Data from 1) The inter-calibrated stable night lights  version 4, 2) The Gridded Population of the World (GPW) version 3, and 3) The History Database of the Global Environment (HYDE) 3.1 were spatially aggregated to a resolution of 5.0 arc minutes (approximately 10km² at Equator), the original resolution of the HYDE 3.1 cropland data. This aggregation caused some loss of resolution for the other 2 data sets (approximately 2.8 km² for stable nightlights and 5 km² for human population density). For each terrestrial pixel, we calculated the difference between values in the first and last year. This was done separately for the 3 layers. We transformed human population density to the square root. Data transformation of variables is a standard procedure for spatial pressure mapping, and it allows comparison between different data types and distributions . We chose square-root transformation because it accounted for the expected declining impacts per person in densely populated areas but still had a range distribution similar to the original data (Supporting Information). The result was 3 maps displaying the change in absolute values of human population density, stable nightlights, and land use respectively.

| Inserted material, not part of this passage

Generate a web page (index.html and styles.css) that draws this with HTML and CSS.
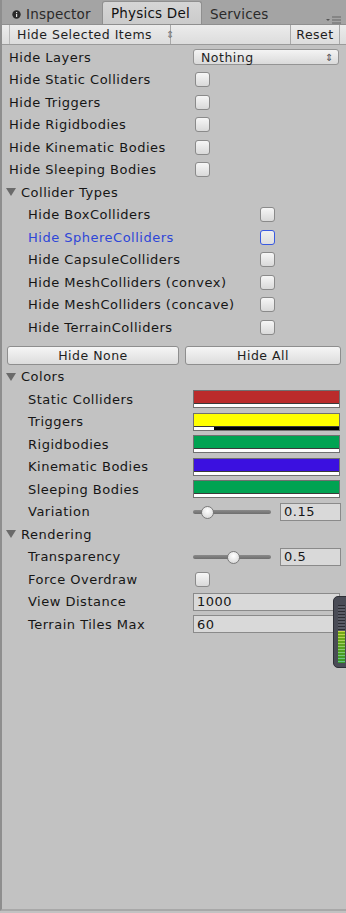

These maps had very different data ranges (human population, – 8,532 to 11,423 people per pixel; stable nightlights, -62 to 63 on an arbitrary scale; cropland, -86 -70% change). To account for these inherent differences, values for each layer were standardized on a scale of -1 to 1, which allowed us to summarize these 3 different components of pressure. We used the same weighting as the original human footprint (Sanderson et al. 2002), giving equal weight to stable nightlights and human population while weighting land-use change at 0.8 (for justification see Supporting Information). Finally, we combined the 3 layers by adding the values within each pixel and standardizing the resulting score on a scale of -100 to 100, where positive values mean increased human pressure and negative values mean decreased human pressure. This final product forms our temporal human pressure index (THPI), which measures changes in human pressure for the 3 data sets over 15 years from 1990 to 2010.